**Recorded data:**
__________
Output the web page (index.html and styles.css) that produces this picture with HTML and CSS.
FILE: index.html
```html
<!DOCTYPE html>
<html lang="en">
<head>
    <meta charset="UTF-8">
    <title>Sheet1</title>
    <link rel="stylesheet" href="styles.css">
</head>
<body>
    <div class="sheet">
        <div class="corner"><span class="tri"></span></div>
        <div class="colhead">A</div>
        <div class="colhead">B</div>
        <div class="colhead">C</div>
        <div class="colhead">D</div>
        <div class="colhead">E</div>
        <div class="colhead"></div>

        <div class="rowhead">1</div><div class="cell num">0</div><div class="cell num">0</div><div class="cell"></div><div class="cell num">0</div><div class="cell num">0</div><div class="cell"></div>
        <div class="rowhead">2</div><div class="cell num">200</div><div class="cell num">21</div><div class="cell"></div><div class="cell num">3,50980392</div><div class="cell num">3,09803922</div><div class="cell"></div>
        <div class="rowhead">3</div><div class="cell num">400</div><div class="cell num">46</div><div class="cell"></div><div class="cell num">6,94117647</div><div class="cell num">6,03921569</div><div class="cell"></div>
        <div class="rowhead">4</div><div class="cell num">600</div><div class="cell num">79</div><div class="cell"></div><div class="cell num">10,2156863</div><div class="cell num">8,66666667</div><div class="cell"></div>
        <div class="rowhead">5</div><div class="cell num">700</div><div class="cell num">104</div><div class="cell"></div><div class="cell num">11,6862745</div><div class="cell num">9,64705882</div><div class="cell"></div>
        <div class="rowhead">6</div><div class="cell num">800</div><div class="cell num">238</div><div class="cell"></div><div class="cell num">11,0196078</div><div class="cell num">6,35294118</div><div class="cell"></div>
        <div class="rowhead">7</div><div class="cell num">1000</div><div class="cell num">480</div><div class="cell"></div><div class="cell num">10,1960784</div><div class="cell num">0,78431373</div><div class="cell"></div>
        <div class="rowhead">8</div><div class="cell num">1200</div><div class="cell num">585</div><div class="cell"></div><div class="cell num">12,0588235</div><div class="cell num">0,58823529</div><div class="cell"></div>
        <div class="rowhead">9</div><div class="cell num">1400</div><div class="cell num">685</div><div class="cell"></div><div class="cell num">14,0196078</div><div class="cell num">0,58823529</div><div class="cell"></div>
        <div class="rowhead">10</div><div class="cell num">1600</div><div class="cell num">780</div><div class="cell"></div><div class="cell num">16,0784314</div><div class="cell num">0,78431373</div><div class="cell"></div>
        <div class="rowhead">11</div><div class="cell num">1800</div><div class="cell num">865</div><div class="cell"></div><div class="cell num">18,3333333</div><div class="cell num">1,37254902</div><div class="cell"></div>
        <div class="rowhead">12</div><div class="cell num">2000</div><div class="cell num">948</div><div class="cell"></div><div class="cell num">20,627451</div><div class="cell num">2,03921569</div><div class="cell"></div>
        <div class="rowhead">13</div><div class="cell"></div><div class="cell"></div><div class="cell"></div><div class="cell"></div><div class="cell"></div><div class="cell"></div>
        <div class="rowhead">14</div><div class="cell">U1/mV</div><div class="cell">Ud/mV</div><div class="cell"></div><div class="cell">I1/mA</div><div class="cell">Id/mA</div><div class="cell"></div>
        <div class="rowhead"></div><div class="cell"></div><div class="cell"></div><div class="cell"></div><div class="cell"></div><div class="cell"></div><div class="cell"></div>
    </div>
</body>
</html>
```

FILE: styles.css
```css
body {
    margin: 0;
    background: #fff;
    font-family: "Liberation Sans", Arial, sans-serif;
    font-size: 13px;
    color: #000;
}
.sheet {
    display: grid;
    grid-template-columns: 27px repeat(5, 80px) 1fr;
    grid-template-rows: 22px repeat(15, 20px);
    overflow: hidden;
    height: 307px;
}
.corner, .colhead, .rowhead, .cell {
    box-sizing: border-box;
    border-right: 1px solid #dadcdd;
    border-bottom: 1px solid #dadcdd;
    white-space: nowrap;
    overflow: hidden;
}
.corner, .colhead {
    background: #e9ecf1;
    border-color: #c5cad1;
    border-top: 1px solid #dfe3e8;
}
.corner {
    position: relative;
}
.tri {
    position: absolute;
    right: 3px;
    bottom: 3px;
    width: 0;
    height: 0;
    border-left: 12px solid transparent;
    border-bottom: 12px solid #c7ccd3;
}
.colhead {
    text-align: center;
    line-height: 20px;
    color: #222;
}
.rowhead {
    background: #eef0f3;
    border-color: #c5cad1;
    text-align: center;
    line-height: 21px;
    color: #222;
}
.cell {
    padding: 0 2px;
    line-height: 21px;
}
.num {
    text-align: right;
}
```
__________
**Task requirements:** Collect from the data above every line that includes "index".

**Correct result:**
Output the web page (index.html and styles.css) that produces this picture with HTML and CSS.
FILE: index.html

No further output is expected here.